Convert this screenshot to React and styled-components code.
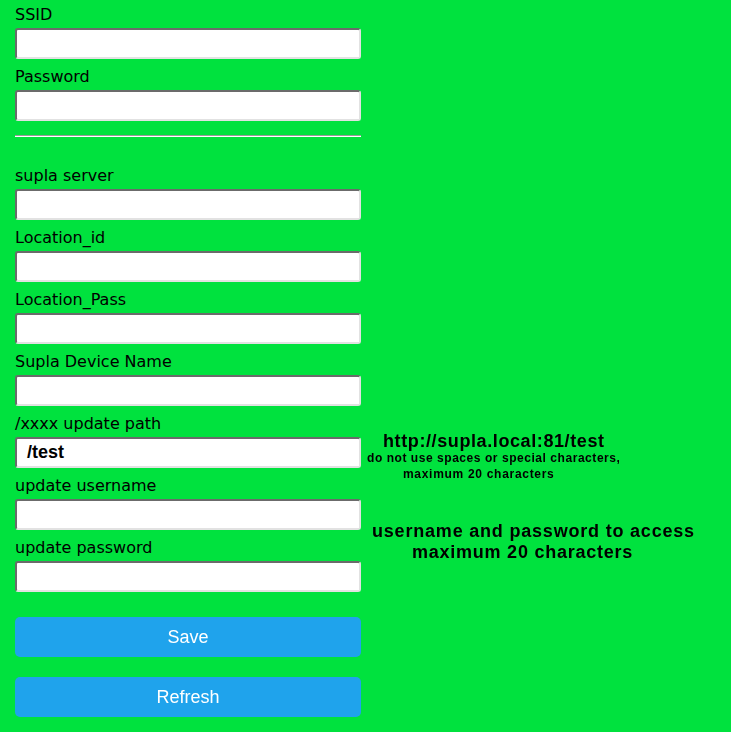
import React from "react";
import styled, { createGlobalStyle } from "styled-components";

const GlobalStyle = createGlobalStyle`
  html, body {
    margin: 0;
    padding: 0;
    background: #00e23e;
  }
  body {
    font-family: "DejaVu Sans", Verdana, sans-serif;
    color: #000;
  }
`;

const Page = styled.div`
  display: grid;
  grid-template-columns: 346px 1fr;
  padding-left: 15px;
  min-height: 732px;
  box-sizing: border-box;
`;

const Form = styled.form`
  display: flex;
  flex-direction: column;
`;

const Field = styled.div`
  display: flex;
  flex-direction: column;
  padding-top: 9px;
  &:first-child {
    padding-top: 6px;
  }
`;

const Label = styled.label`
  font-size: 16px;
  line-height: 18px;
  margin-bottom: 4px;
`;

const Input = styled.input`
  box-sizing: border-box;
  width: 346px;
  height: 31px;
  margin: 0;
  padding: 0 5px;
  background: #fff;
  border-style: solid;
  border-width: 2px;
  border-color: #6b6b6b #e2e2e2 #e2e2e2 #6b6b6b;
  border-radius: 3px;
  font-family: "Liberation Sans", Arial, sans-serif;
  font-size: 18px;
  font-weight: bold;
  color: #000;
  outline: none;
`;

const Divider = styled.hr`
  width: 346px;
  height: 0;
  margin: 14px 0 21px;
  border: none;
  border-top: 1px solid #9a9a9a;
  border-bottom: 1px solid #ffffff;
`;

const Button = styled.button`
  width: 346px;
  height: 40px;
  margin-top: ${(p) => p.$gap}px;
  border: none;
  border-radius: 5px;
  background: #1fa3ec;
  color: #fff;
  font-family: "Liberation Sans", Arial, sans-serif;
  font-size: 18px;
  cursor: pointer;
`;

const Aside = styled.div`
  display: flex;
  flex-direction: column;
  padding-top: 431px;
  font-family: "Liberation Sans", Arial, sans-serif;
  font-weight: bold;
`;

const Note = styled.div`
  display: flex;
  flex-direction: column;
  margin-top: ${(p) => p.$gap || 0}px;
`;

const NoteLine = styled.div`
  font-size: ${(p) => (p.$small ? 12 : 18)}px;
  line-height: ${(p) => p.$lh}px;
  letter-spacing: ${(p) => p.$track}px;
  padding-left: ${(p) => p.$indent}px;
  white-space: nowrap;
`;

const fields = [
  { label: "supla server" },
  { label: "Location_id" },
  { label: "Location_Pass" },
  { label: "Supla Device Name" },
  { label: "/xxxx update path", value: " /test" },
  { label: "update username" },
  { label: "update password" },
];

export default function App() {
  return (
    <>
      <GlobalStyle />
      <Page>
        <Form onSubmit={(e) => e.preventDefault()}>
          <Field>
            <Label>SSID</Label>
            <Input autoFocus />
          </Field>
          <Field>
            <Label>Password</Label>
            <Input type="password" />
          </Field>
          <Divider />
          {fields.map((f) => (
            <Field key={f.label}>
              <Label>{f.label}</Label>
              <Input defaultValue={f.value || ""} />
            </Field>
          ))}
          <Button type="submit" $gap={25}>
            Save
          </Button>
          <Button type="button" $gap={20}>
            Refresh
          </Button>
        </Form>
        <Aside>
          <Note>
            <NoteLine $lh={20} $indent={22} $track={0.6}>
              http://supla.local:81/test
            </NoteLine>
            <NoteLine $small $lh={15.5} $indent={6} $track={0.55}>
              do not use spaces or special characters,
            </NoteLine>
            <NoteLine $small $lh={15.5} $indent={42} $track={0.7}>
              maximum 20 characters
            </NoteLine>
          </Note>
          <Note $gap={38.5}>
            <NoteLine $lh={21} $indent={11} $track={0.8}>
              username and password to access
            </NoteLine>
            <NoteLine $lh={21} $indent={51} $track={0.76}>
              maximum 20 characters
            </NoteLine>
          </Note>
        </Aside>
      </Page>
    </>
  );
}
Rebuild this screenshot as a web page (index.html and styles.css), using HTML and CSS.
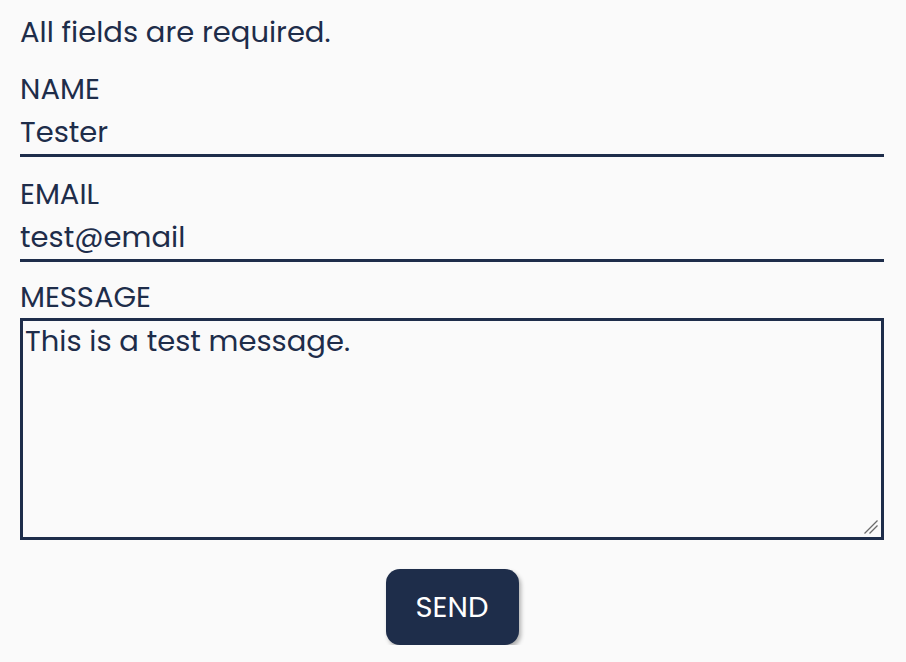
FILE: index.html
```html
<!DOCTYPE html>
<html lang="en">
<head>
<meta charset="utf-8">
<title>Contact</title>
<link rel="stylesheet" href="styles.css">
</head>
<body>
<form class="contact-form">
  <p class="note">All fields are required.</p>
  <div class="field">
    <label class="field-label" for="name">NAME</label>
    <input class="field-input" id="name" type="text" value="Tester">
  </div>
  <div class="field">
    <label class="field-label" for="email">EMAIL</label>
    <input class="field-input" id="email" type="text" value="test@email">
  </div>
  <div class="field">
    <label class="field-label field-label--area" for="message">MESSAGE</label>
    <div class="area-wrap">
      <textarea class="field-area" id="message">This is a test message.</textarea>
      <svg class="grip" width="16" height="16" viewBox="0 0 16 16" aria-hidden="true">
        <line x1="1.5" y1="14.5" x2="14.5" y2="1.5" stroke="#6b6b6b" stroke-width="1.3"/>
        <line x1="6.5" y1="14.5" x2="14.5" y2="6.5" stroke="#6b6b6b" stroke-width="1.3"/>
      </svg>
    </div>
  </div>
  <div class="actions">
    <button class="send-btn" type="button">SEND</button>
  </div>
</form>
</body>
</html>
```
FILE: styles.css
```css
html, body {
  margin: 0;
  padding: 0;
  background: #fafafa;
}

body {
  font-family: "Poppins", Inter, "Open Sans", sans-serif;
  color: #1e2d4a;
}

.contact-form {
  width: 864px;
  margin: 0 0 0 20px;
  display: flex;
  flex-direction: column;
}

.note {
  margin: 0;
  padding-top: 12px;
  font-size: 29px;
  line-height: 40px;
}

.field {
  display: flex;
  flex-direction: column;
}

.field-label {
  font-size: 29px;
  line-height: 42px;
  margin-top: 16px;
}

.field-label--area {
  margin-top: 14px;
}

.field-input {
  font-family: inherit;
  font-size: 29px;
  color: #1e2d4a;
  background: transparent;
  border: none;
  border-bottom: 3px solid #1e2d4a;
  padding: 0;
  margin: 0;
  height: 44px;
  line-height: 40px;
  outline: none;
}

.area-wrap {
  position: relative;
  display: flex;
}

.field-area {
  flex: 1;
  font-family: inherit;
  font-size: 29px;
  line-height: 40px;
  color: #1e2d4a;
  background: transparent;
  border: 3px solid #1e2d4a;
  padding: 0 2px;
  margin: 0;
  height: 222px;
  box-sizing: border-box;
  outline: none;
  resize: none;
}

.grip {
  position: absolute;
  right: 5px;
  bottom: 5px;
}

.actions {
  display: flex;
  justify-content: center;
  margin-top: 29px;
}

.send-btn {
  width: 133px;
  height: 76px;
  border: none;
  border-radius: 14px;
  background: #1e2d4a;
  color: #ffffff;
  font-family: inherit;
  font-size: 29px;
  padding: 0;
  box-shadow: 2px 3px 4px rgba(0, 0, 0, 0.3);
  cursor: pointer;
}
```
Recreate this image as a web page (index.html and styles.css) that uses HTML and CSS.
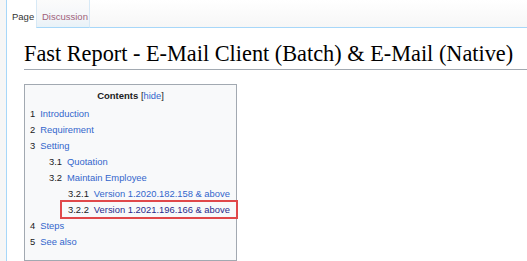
*-*-*
* _Exercise objective_
Give back all entries exactly. No pictures belong in the copy.

* _Answer below_
Convert this screenshot to React and styled-components code.
import React from "react";
import styled, { createGlobalStyle } from "styled-components";

const GlobalStyle = createGlobalStyle`
  html, body {
    margin: 0;
    padding: 0;
    background: #00e23e;
  }
  body {
    font-family: "DejaVu Sans", Verdana, sans-serif;
    color: #000;
  }
`;

const Page = styled.div`
  display: grid;
  grid-template-columns: 346px 1fr;
  padding-left: 15px;
  min-height: 732px;
  box-sizing: border-box;
`;

const Form = styled.form`
  display: flex;
  flex-direction: column;
`;

const Field = styled.div`
  display: flex;
  flex-direction: column;
  padding-top: 9px;
  &:first-child {
    padding-top: 6px;
  }
`;

const Label = styled.label`
  font-size: 16px;
  line-height: 18px;
  margin-bottom: 4px;
`;

const Input = styled.input`
  box-sizing: border-box;
  width: 346px;
  height: 31px;
  margin: 0;
  padding: 0 5px;
  background: #fff;
  border-style: solid;
  border-width: 2px;
  border-color: #6b6b6b #e2e2e2 #e2e2e2 #6b6b6b;
  border-radius: 3px;
  font-family: "Liberation Sans", Arial, sans-serif;
  font-size: 18px;
  font-weight: bold;
  color: #000;
  outline: none;
`;

const Divider = styled.hr`
  width: 346px;
  height: 0;
  margin: 14px 0 21px;
  border: none;
  border-top: 1px solid #9a9a9a;
  border-bottom: 1px solid #ffffff;
`;

const Button = styled.button`
  width: 346px;
  height: 40px;
  margin-top: ${(p) => p.$gap}px;
  border: none;
  border-radius: 5px;
  background: #1fa3ec;
  color: #fff;
  font-family: "Liberation Sans", Arial, sans-serif;
  font-size: 18px;
  cursor: pointer;
`;

const Aside = styled.div`
  display: flex;
  flex-direction: column;
  padding-top: 431px;
  font-family: "Liberation Sans", Arial, sans-serif;
  font-weight: bold;
`;

const Note = styled.div`
  display: flex;
  flex-direction: column;
  margin-top: ${(p) => p.$gap || 0}px;
`;

const NoteLine = styled.div`
  font-size: ${(p) => (p.$small ? 12 : 18)}px;
  line-height: ${(p) => p.$lh}px;
  letter-spacing: ${(p) => p.$track}px;
  padding-left: ${(p) => p.$indent}px;
  white-space: nowrap;
`;

const fields = [
  { label: "supla server" },
  { label: "Location_id" },
  { label: "Location_Pass" },
  { label: "Supla Device Name" },
  { label: "/xxxx update path", value: " /test" },
  { label: "update username" },
  { label: "update password" },
];

export default function App() {
  return (
    <>
      <GlobalStyle />
      <Page>
        <Form onSubmit={(e) => e.preventDefault()}>
          <Field>
            <Label>SSID</Label>
            <Input autoFocus />
          </Field>
          <Field>
            <Label>Password</Label>
            <Input type="password" />
          </Field>
          <Divider />
          {fields.map((f) => (
            <Field key={f.label}>
              <Label>{f.label}</Label>
              <Input defaultValue={f.value || ""} />
            </Field>
          ))}
          <Button type="submit" $gap={25}>
            Save
          </Button>
          <Button type="button" $gap={20}>
            Refresh
          </Button>
        </Form>
        <Aside>
          <Note>
            <NoteLine $lh={20} $indent={22} $track={0.6}>
              http://supla.local:81/test
            </NoteLine>
            <NoteLine $small $lh={15.5} $indent={6} $track={0.55}>
              do not use spaces or special characters,
            </NoteLine>
            <NoteLine $small $lh={15.5} $indent={42} $track={0.7}>
              maximum 20 characters
            </NoteLine>
          </Note>
          <Note $gap={38.5}>
            <NoteLine $lh={21} $indent={11} $track={0.8}>
              username and password to access
            </NoteLine>
            <NoteLine $lh={21} $indent={51} $track={0.76}>
              maximum 20 characters
            </NoteLine>
          </Note>
        </Aside>
      </Page>
    </>
  );
}
Rebuild this screenshot as a web page (index.html and styles.css), using HTML and CSS.
FILE: index.html
```html
<!DOCTYPE html>
<html lang="en">
<head>
<meta charset="utf-8">
<title>Contact</title>
<link rel="stylesheet" href="styles.css">
</head>
<body>
<form class="contact-form">
  <p class="note">All fields are required.</p>
  <div class="field">
    <label class="field-label" for="name">NAME</label>
    <input class="field-input" id="name" type="text" value="Tester">
  </div>
  <div class="field">
    <label class="field-label" for="email">EMAIL</label>
    <input class="field-input" id="email" type="text" value="test@email">
  </div>
  <div class="field">
    <label class="field-label field-label--area" for="message">MESSAGE</label>
    <div class="area-wrap">
      <textarea class="field-area" id="message">This is a test message.</textarea>
      <svg class="grip" width="16" height="16" viewBox="0 0 16 16" aria-hidden="true">
        <line x1="1.5" y1="14.5" x2="14.5" y2="1.5" stroke="#6b6b6b" stroke-width="1.3"/>
        <line x1="6.5" y1="14.5" x2="14.5" y2="6.5" stroke="#6b6b6b" stroke-width="1.3"/>
      </svg>
    </div>
  </div>
  <div class="actions">
    <button class="send-btn" type="button">SEND</button>
  </div>
</form>
</body>
</html>
```
FILE: styles.css
```css
html, body {
  margin: 0;
  padding: 0;
  background: #fafafa;
}

body {
  font-family: "Poppins", Inter, "Open Sans", sans-serif;
  color: #1e2d4a;
}

.contact-form {
  width: 864px;
  margin: 0 0 0 20px;
  display: flex;
  flex-direction: column;
}

.note {
  margin: 0;
  padding-top: 12px;
  font-size: 29px;
  line-height: 40px;
}

.field {
  display: flex;
  flex-direction: column;
}

.field-label {
  font-size: 29px;
  line-height: 42px;
  margin-top: 16px;
}

.field-label--area {
  margin-top: 14px;
}

.field-input {
  font-family: inherit;
  font-size: 29px;
  color: #1e2d4a;
  background: transparent;
  border: none;
  border-bottom: 3px solid #1e2d4a;
  padding: 0;
  margin: 0;
  height: 44px;
  line-height: 40px;
  outline: none;
}

.area-wrap {
  position: relative;
  display: flex;
}

.field-area {
  flex: 1;
  font-family: inherit;
  font-size: 29px;
  line-height: 40px;
  color: #1e2d4a;
  background: transparent;
  border: 3px solid #1e2d4a;
  padding: 0 2px;
  margin: 0;
  height: 222px;
  box-sizing: border-box;
  outline: none;
  resize: none;
}

.grip {
  position: absolute;
  right: 5px;
  bottom: 5px;
}

.actions {
  display: flex;
  justify-content: center;
  margin-top: 29px;
}

.send-btn {
  width: 133px;
  height: 76px;
  border: none;
  border-radius: 14px;
  background: #1e2d4a;
  color: #ffffff;
  font-family: inherit;
  font-size: 29px;
  padding: 0;
  box-shadow: 2px 3px 4px rgba(0, 0, 0, 0.3);
  cursor: pointer;
}
```
Recreate this image as a web page (index.html and styles.css) that uses HTML and CSS.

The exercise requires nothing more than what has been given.